If you are looking for a less expensive, at-home version, Clairol Natural Instincts Shine Happy ($24.92 for 3, Amazon.com) is a reasonable substitute, with a weekly conditioning treatment included to boost the effects. While it is admittedly less dramatic than the cellophane treatments at salons, it is better than most shine serums and shampoo/conditioner combos.
Although polyquaterium-10 is proposed to improve the body and smoothness of the hair, a 1993 study published in the Journal of the Society of Cosmetic Chemists found that polyquaterium-10 leaves build-up residue in the hair, diminishing shine over time. What’s more, the effect was found to be greater when fatty acids like myristic acid or sodium salts (and other positively charged compounds) were combined with polyquaterium-10 (as it is a negatively-charged chemical), forming a complex that left even greater build-up in the hair.
This effect is far less dramatic than a cellophane salon treatment, but making your final rinse ice-cold will seal your hair’s follicle, enabling it to reflect more light.
One of the most popular methods of increasing shine is regular application of shine serums, which surround the outer surface of the hair and reflect light.
Silk fibers in shine serums lay on the surface of the hair, and reflect light well. The most popular silk-containing brand is Matrix Biolage Smoothing Shine Milk ($16.95, Amazon.com). The product is lightweight enough for most medium-textured hair, and controls minor flyaways and frizz for curly or coarse-texture hair.

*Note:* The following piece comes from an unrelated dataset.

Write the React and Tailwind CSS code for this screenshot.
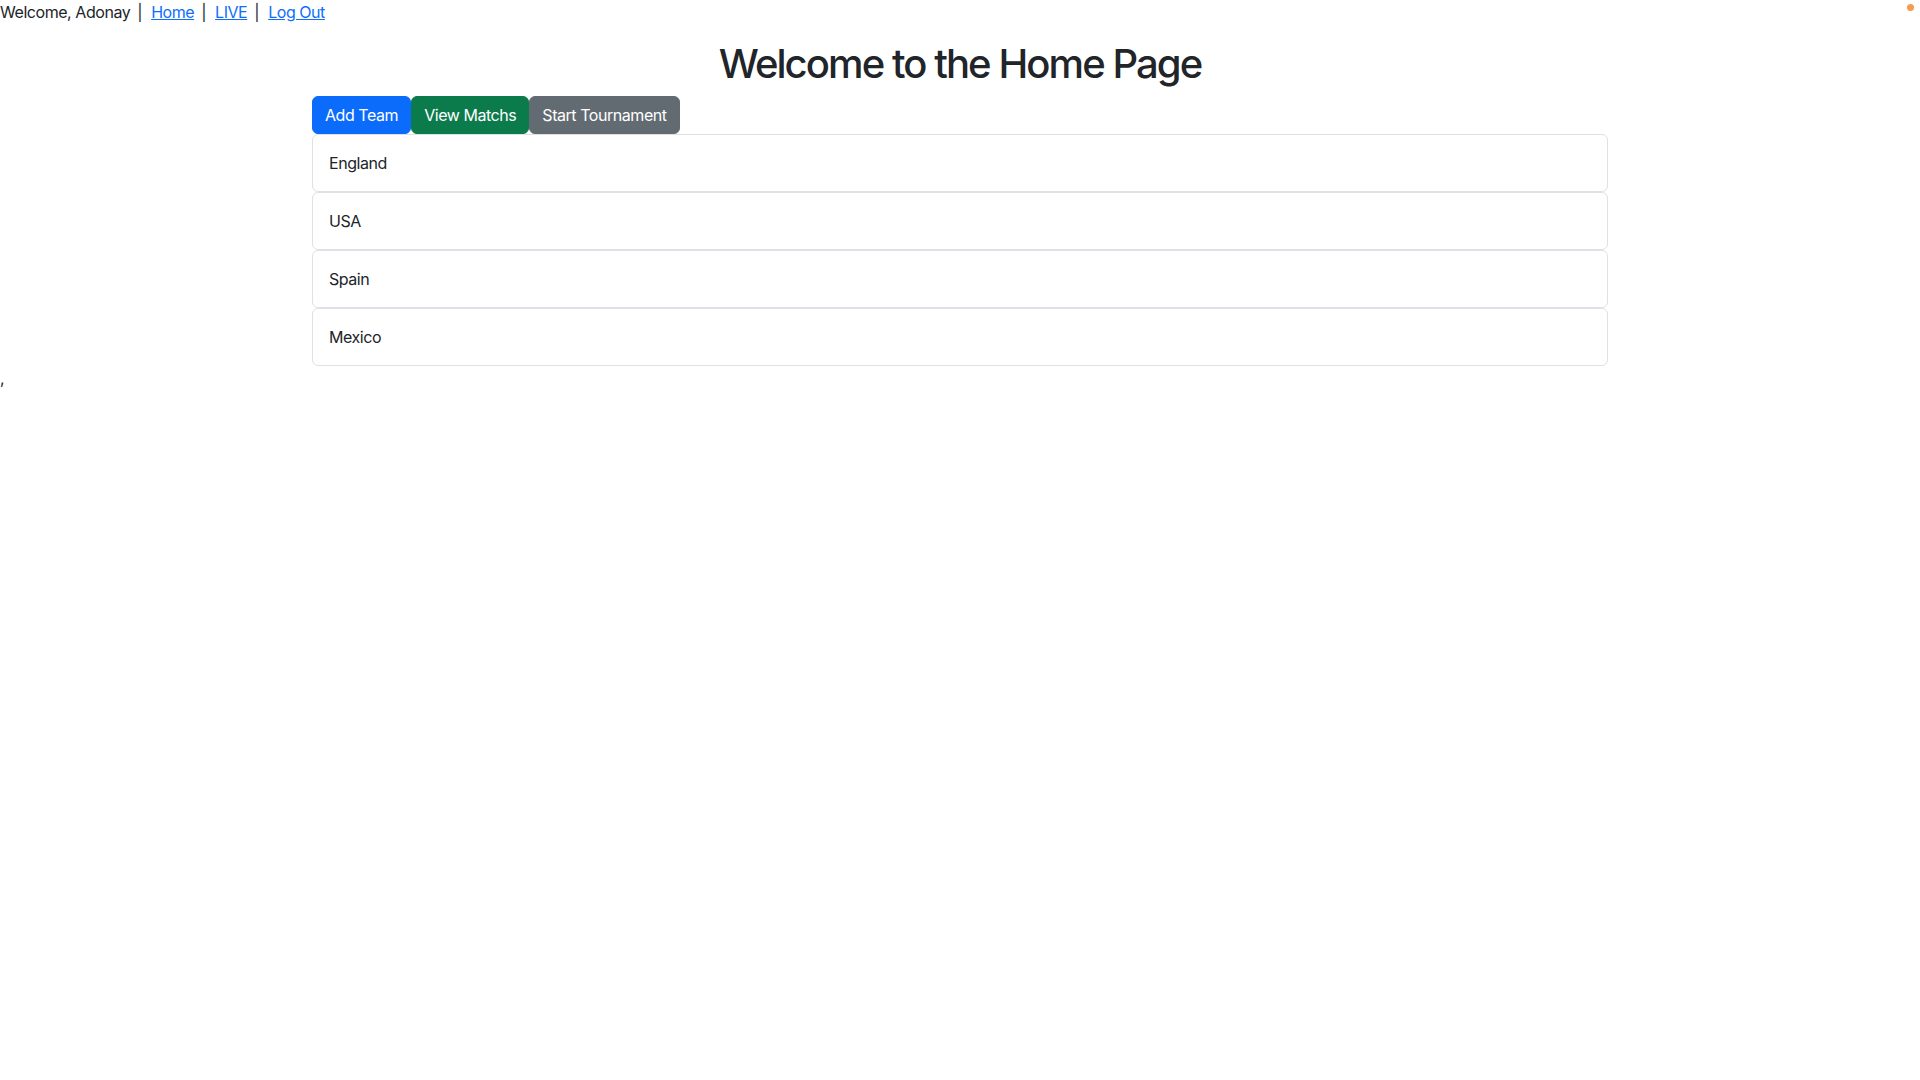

For fine, straight hair, the best option is most likely the new silicone-free shine treatments, such as the organic John Masters Shine On for Supernatural Shine & Softness ($30.00, Amazon.com). The aloe vera base helps to seal damaged hair, reducing the appearance of damage, and its lightweight formula is ideal for those who wish to use rollers or curling irons to give their hair additional volume.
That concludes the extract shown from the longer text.